One day in particular, on the drive from Drakensburg to Port Elizabeth, crystallized an early impression of South Africa that subsequent experiences have done little to shake. Clarens is a touristy town encircled by spreading luxury resorts on private game parks, with horseback riding and fine wines on offer. Hunting too, maybe. It’s located in South Africa’s Free State, which is where Dutch Afrikaaner settlers retreated after the British had muscled their way in, grabbing the reins of colonial power. The story of how Afrikaaners fled to the mostly (and still mostly) empty, arable Free State, settling there with their retinues of slaves, reminded me a bit of those contemporary, right-wing anarchists in America’s Pacific Northwest, inhabiting huts in the rural forest regions.
Lonely Planet, our ever-inadequate, spunk-filled guide, described Clarens as a funky, hip town. Art galleries, restaurants, boutiques; it was on our way south anyway, so we thought, why not? And initially, it sort of delivered.
Cappuccino plus above-average pastries nestled into a tastefully funky shopping complex, which also housed a “farm-fresh” restaurant with outdoor seating, a lifestyle boutique selling hand-mixed face creams and funky bamboo sunglasses, a gourmet cheese shop, counters arrayed with little custard cups offering with tastings. Nearby, historic, single (or at most double) story brick and stone buildings slung around a large central open area—in New England, this would be The Green. Surrounding it all were the dramatic, burnt umber and red ochre mountainscapes of the Golden Gate National Park.

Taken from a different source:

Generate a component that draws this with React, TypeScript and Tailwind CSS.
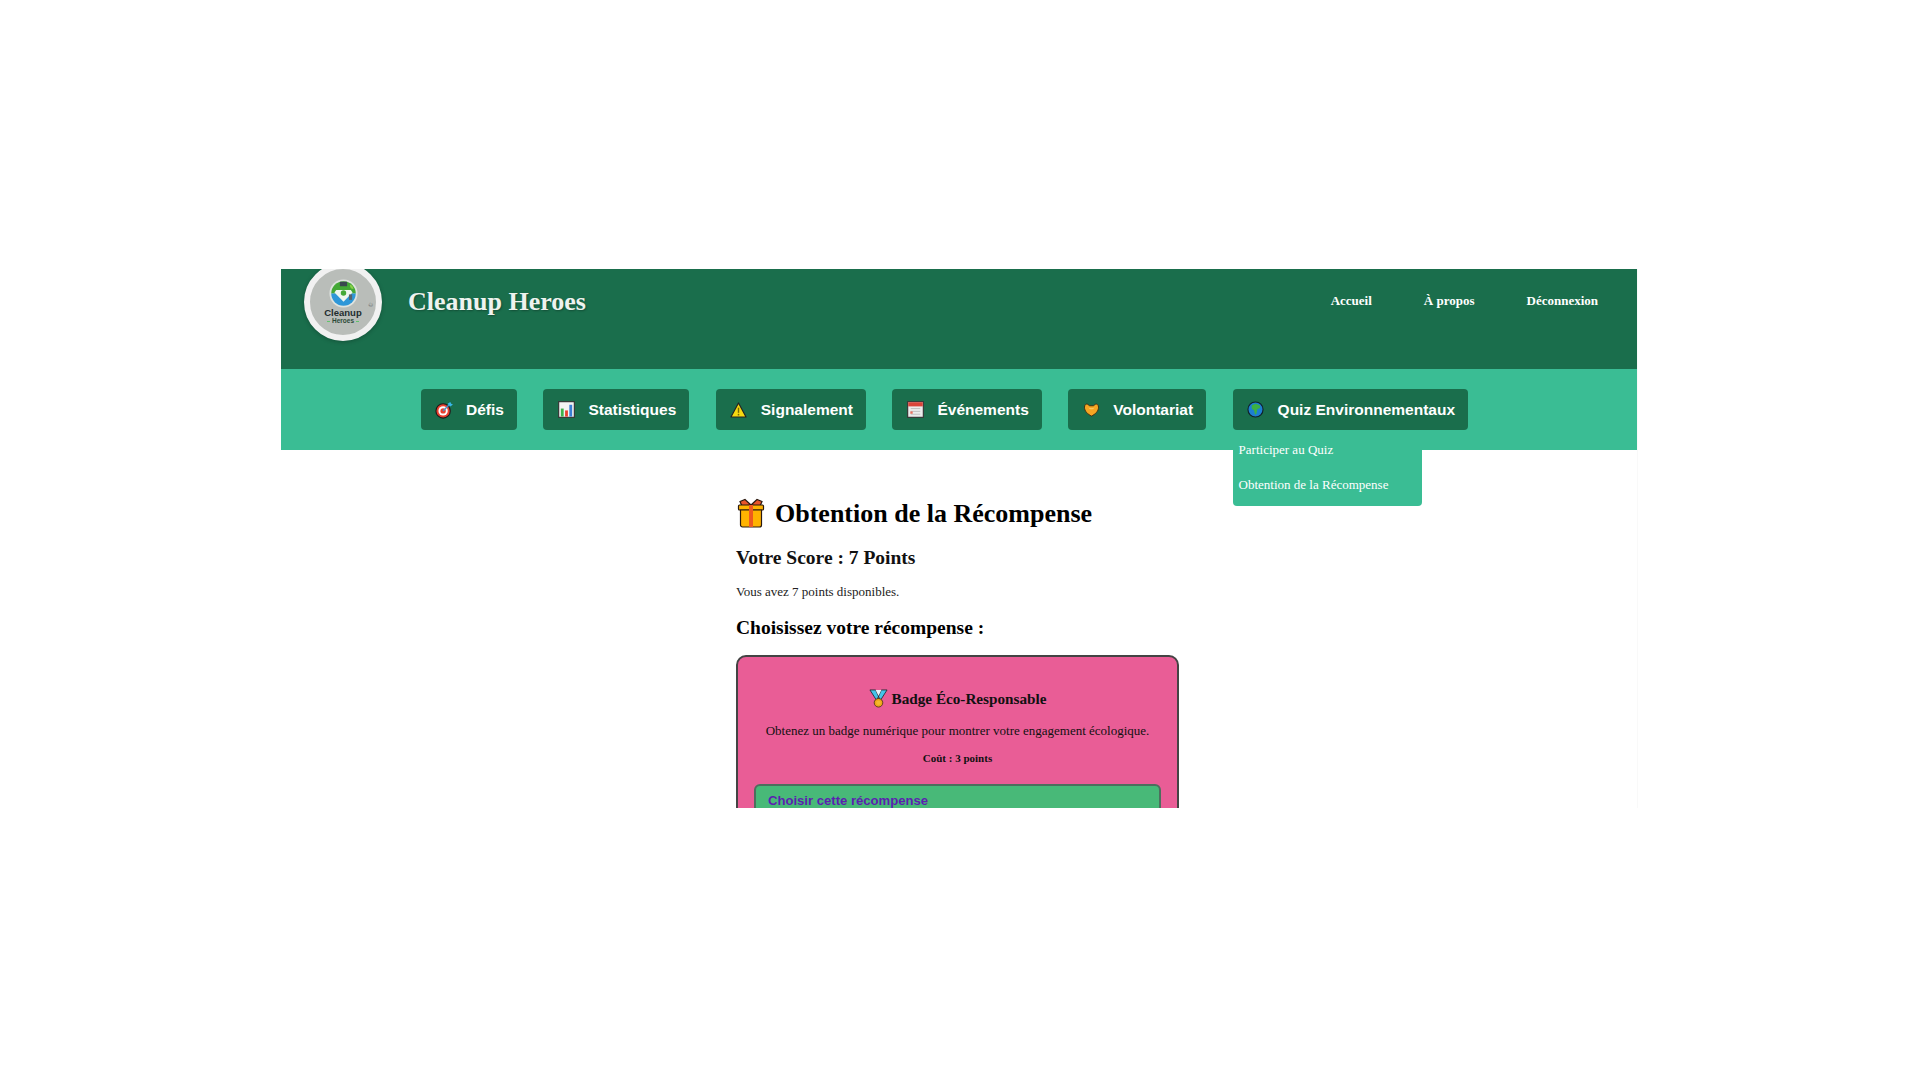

Clarens occupied a pleasant enough hour or two. The “antique” shops and “art” galleries were, predictably, a joke. Nearly every face we saw was white, including the settlers gazing out from the historic photographs hanging in the foyer of the simple, ochre-brick 19th-century Protestant church. The locals spoke Afrikaans among themselves. In the boutique, two women effortlessly switched between it to English, graciously explaining local customs and answering questions regarding the origins of their goods.
Time to go. Piling back in the car, I nodded at the black construction workers repairing the sidewalk outside our café.
We were barely out of town when we spotted the slum. This one, worse than many we’d seen, but better than the disgraceful shantytowns in Johannesburg. The typical – horrifyingly typical — one-dark-room, dirt-floored tin shacks. Unpaved dirt pathways. (Cars are mainly unaffordable for underprivileged South Africans. Hitchhiking is common.) Electric lines, yes, though scant evidence of running water, and plenty outhouses indicating its scarcity.
Cheek by jowl. Clarens proper, which reminded me (without really resembling) my summer hometown in Woodstock, Vermont, and this destitute, garbage-strewn slum.
That’s where those construction workers, to whom I’d politely nodded, probably lived.
The racism, the grotesque inequality. Inescapable.